Tendo o valor do corte sido reajustado para R$ 1,3 trilhão, acima da marca de R$ 1 trilhão inicialmente anunciado, os políticos entenderam que a gordura fiscal a ser tirada na Comissão Especial pode vir a ser capitalizada, tornando a reforma “mais justa”.
Foi pensando nisso que João Dória entendeu que o PSDB na relatoria do projeto na Comissão Especial poderia ser beneficiado por uma ação claramente voltada para a defesa dos mais pobres. Pelas contas apresentadas oficialmente, os deputados consideram que são quase meio trilhão de gordura entre o novo cálculo e o “piso Bolsonaro”, de R$ 800 bilhões.
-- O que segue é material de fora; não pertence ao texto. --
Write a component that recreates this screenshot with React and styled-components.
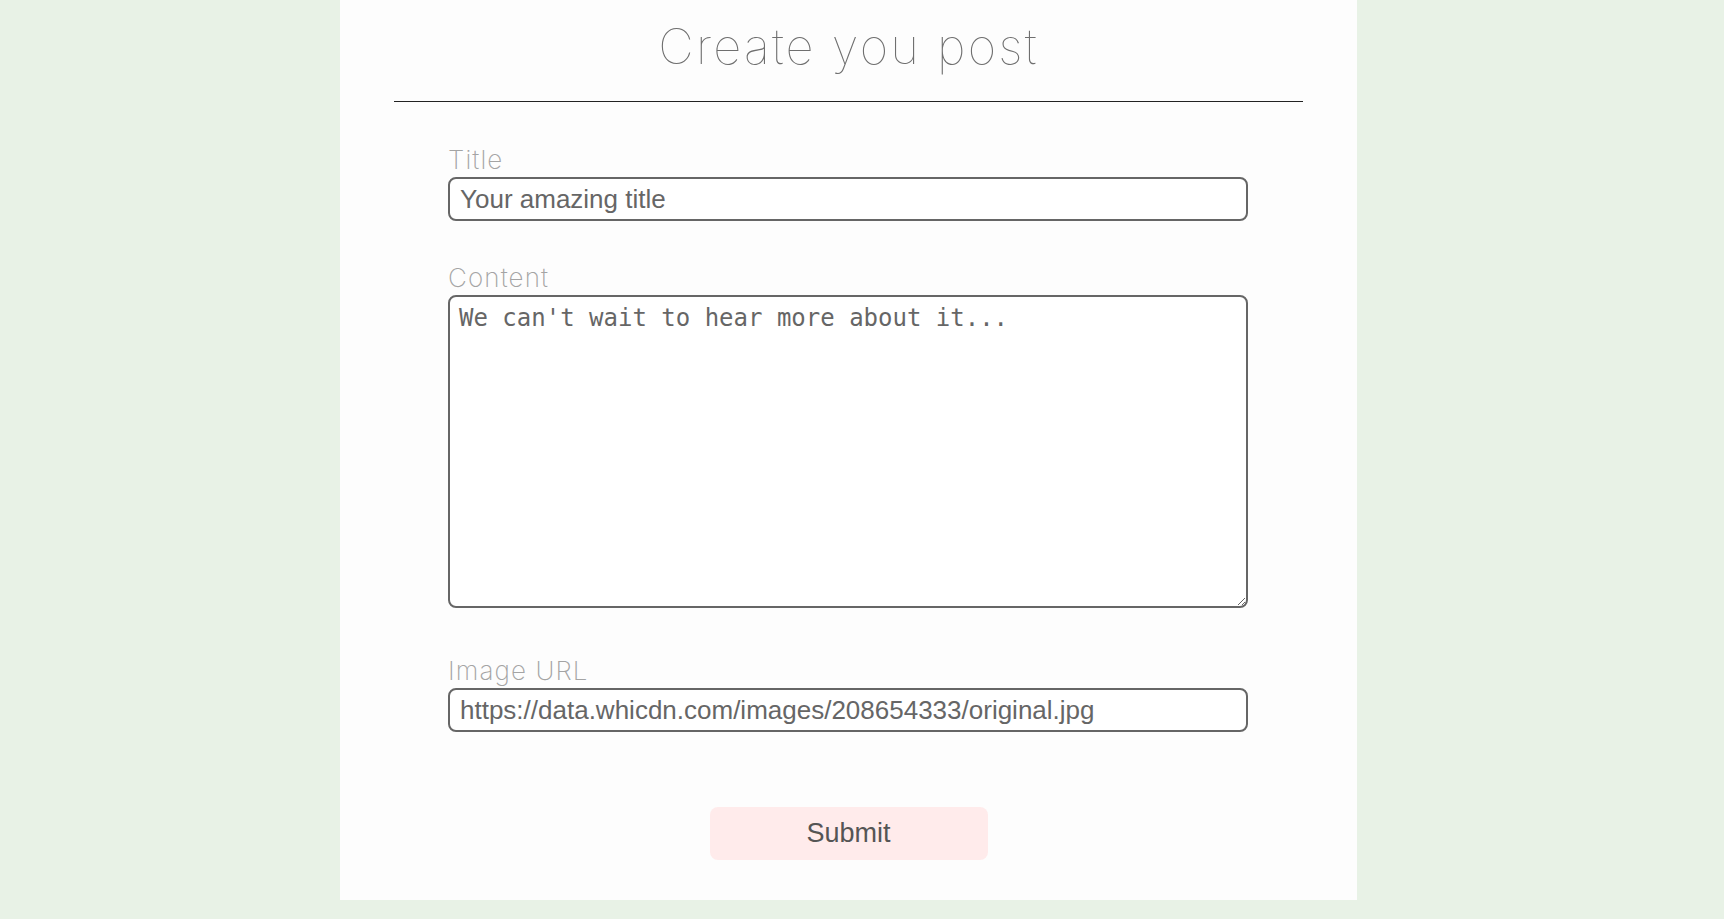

Para se ter uma idéia, tirar integralmente da reforma a aposentadoria rural e o Benefício de Prestação Continuada (BPC), no pressuposto de que prejudicam os mais necessitados, gerará um corte de R$ 127 bilhões, e ainda restariam mais cerca de R$ 300 bilhões que poderiam ser negociados, “bondades” que iriam para a conta dos partidos que tiverem protagonismo na Comissão Especial, como a relatoria do PSDB.
Há outra ação que será atribuição do relator: garantir a permanência dos ajustes previdenciários para os Estados. Além de Dória não ter o desgaste de ter que aprovar o plano na Assembléia Legislativa de São Paulo, o auxílio fiscal tornaria ainda mais vistoso seu governo para 2022, quando se prepara para concorrer à presidência da República.
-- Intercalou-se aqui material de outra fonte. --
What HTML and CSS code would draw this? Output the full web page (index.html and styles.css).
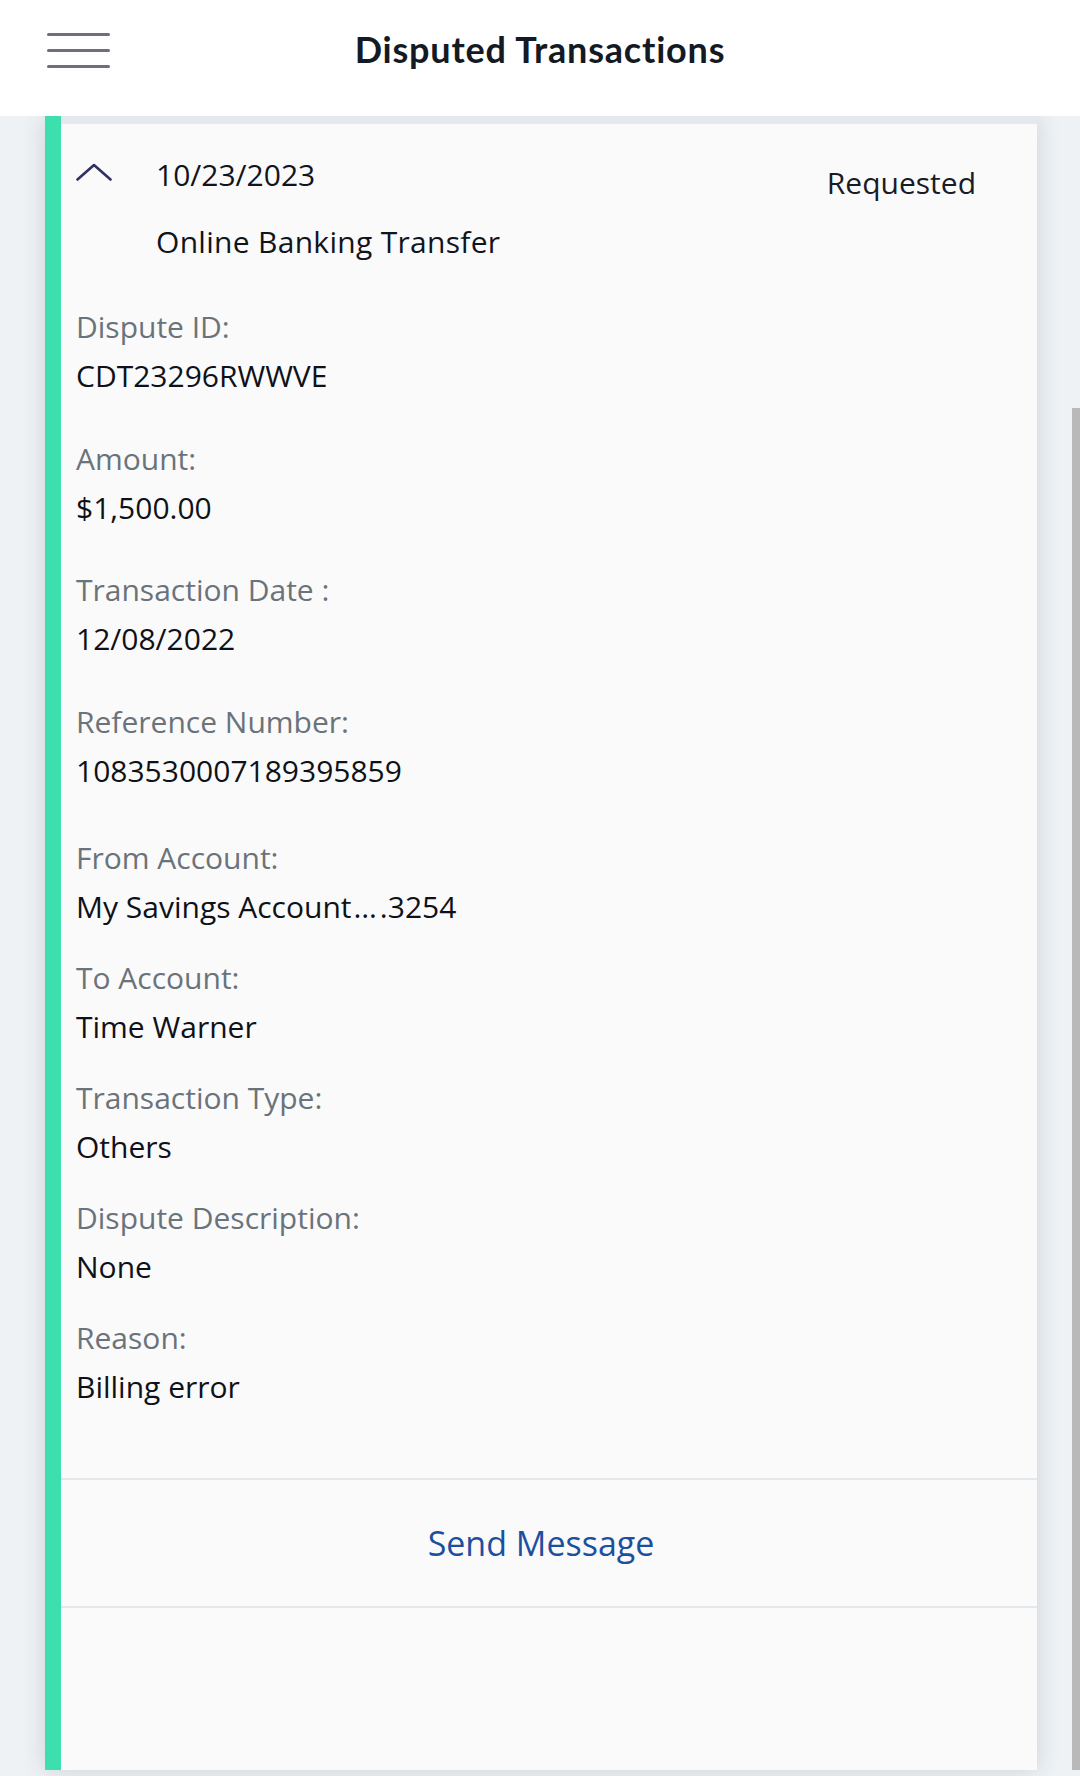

Ele também tentará ser o fiador da negociação do relator de pontos da reforma diretamente com o presidente Bolsonaro, o ministro da Economia Paulo Guedes e a equipe econômica. Em troca, vantagens, em primeiro lugar para São Paulo, em seguida para Governadores do PSDB e, consequentemente, para os demais governadores, consolidando uma liderança que ser o governador do maior Estado da Federação naturalmente lhe dá.
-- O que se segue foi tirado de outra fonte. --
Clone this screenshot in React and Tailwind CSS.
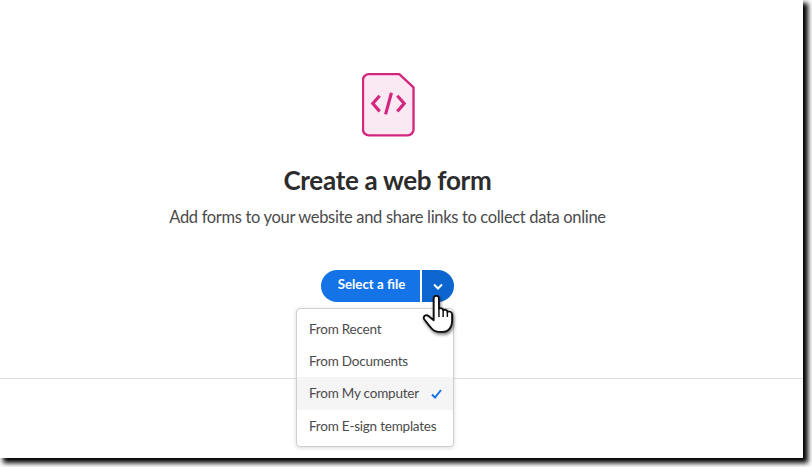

A escolha do deputado Marcelo Ramos, do Centrão, para presidir a Comissão Especial, como representante de um grupo influente na Câmara, dará também respaldo a uma condução dos trabalhos que ajude a sua aprovação. A Presidência da Comissão tem o “poder do tempo”, na medida que pode acelerar ou frear o cronograma dos trabalhos.
No primeiro momento, o Centrão mostra-se insatisfeito com essa divisão. Rodrigo Maia, no entanto, está otimista com a possibilidade de aprovar uma reforma que não seja “aguada”, e João Dória sabe que o aprofundamento dos laços com o presidente da Câmara é fundamental para a campanha de 2022, um possível competidor, ou parceiro, ocupando a mesma faixa de eleitorado.